Despite dark clouds hanging over the commodity complex, crude oil prices are rebounding thus far after yesterday’s clobbering. We have had quite the data deluge overnight, led by a late-month flood of numbers from Europe. The Business and Consumer Survey, a measure of confidence in the Eurozone, is likely of the most importance, while inflation data out of Spain and Germany has come in below expectations – stoking deflationary fears once more.
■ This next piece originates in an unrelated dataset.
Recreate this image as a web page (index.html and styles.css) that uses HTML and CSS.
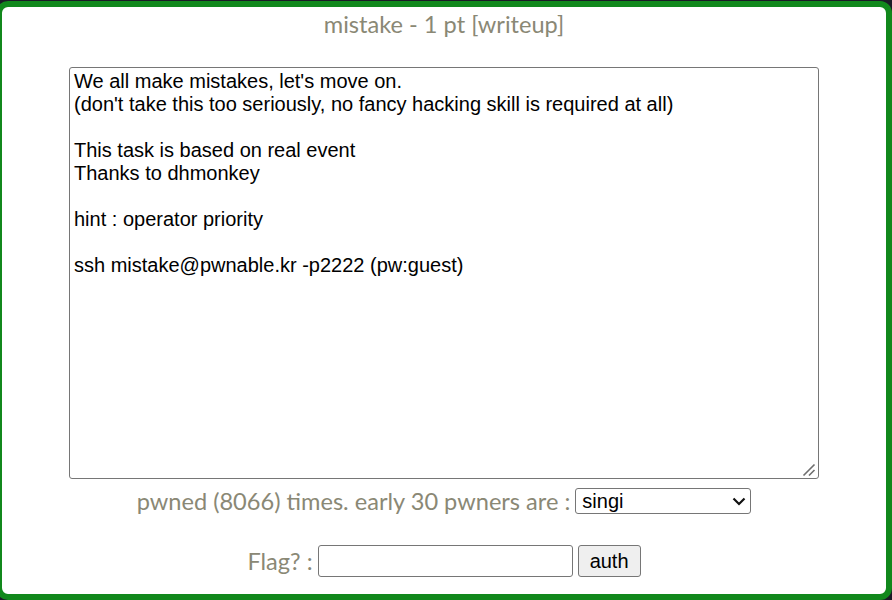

In terms of the Business and Consumer Survey, it has reached the highest level since April 2011, as broad-based signs of economic improvement across the Eurozone underscores the region’s ability to have dealt with the Greek debt crisis (for now), and prior to that, the Eurozone debt crisis as a whole:
Eurozone Business and Consumer Survey (source: investing.com)
News from India overnight has arguably provided the most positive boost to markets amid the current armageddon-esque ‘commodity rout’ rumors. The Reserve Bank of India cut interest rates by 0.5 percent to a four-and-a-half year low of 6.75 percent, with a lower inflationary environment given as the justification for the larger-than-expected cut (only 0.25 percent was expected). This is the fourth cut this year.
As we know all too well, all paths lead back to energy (and commodities generally) – hence falling energy prices have been a key driving force behind lower Indian inflation, and ergo, the interest rate cut. Economic growth in India came in at 7 percent for Q2 – slower than expected, but still strong. In terms of oil consumption, India is expected to consume ~3.9 million barrels per day in 2015 (h/t IEA), putting it neck-and neck with Japan as the third largest oil consumer in the world (before surpassing them next year).
India Interest Rates (source: investing.com)
Next up, the below graphic helps to sum up some of the key elements in the current crude complex. While U.S. production is finally showing an entrenched downward trend, ongoing staunch supply from OPEC is more than offsetting this. All the while, bullish bets on crude oil are increasing after the recent snap-back in prices from retesting the lows earlier in the year.
Hence we find ourselves in a highly volatile day-to-day price environment, as oil prices are unwilling to push too much higher given the backdrop of oversupply, but are unwilling to push too much lower given an ongoing narrowing of the imbalance amid strong demand.
Finally, despite the forecast that the U.S. Arctic may hold enough oil to meet three years of U.S. oil demand, Royal Dutch Shell has abandoned its exploration efforts offshore Alaska. Although projections point to 25 billion barrels of oil in Alaskan waters – a comparable volume to the Bakken shale play – current prices make exploration of this geographic area uneconomic, and will likely do so until they rise considerably higher from current levels.